La BCE devrait continuer à prêter durablement des fonds aux banques qui ont en besoin à un taux compris entre 0 et 0,5% pour faire des prêts à l’économie à des taux compris entre 3% et 3,5%. Nous avons ainsi une certaine visibilité sur le fait que les banques vont gagner de l’argent qui leur permettra de renflouer les pertes enregistrées depuis 2009. C’est ce qui explique la conduite pour beaucoup d’entre elles d’une politique de distribution de dividendes favorables pour récompenser des actionnaires qui ont su prêter au cœur de la tourmente poste Lehman Brothers.

Détenez-vous les quatre banques françaises ?
Non. Nous avons sous pondéré BNP et surpondéré Crédit Agricole et Société Générale.
Le titre BNP a bien résisté à la baisse et offre en cela un potentiel de rebond moins important que les deux autres.

Pourquoi n’avez-vous pas Natixis ?
Nous ne comprenons pas le modèle de développement de la banque.

Hormis les banques françaises, avez-vous d’autres banques européennes en portefeuille ?
Nous avons Santander en misant sur le redressement macroéconomique de l’Espagne et sur un renforcement de la visibilité de l’activité en Amérique latine.
Nous regardons de près Unicredit. Nous attendons pour éventuellement acheter le catalyseur qui devrait résider dans les résultats des stress tests menés par la BCE.

Vous n’avez pas d’inquiétude autour des conclusions de l’audit des actifs dans les bilans ou encore des stress tests ?

Non.
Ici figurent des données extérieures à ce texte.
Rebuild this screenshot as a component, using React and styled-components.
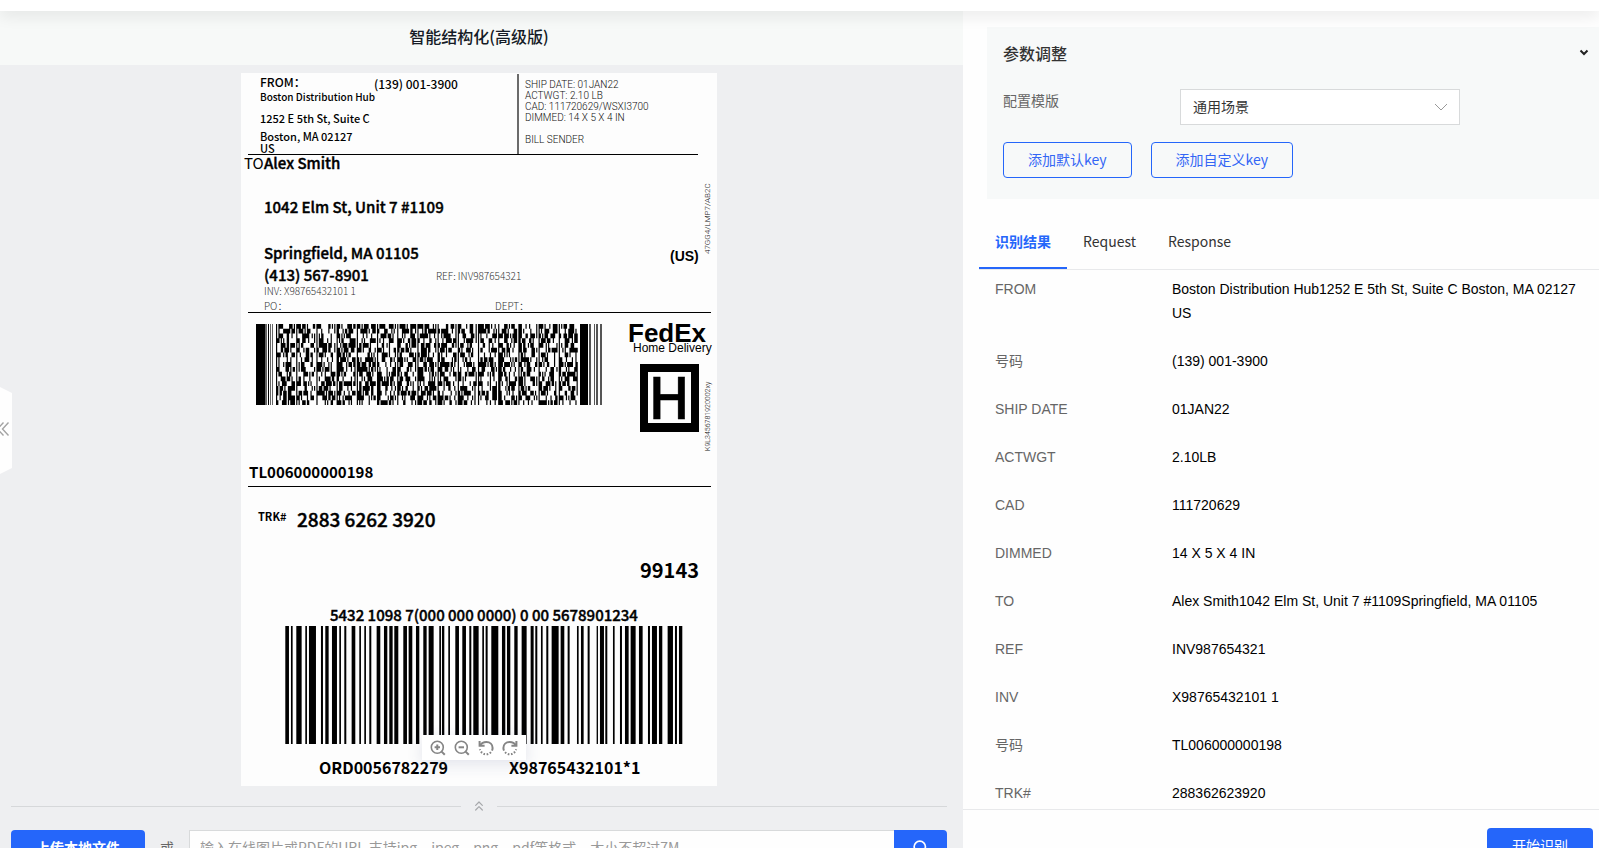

Je pense que les mauvaises surprises éventuelles sont déjà dans les cours.

Avez-vous d’autres valeurs financières en portefeuille ?

Oui. Nous avons Axa. L’action nous parait maltraitée alors que la situation s’est notablement améliorée pour la compagnie y compris à l'international.

Nous avons aussi Wendel dans le capital investissement et Scor dans la réassurance. Nous apprécions la qualité du portefeuille de Wendel et avons un potentiel de réduction de la décote de 20% d’ici 6 à 8 mois. S’agissant de Scor, les efforts fournis par le dirigeant Denis Kessler sont substantiels sur le plan de la diversification des risques et de l’optimisation des résultats.

En dehors du secteur financier, pourriez-vous nous livrer d’autres convictions ?
Gemalto, Ingenico, Lafarge, Cap Gemini, Technicolor, Groupe Eurotunnel.

Pourriez-vous nous communiquer des noms de valeurs sur lesquelles il faudrait redoubler de prudence ?
Alstom (qui rencontre un problème de free cash flows) et par rebond Bouygues malgré un parcours positif récemment ; Alcatel que nous estimons trop spéculative et dont nous attendrons les résultats du travail du nouveau patron ; Airbus Group qui a connu un parcours magnifique en matière de commandes, mais qui va devoir suivre à présent en termes de production.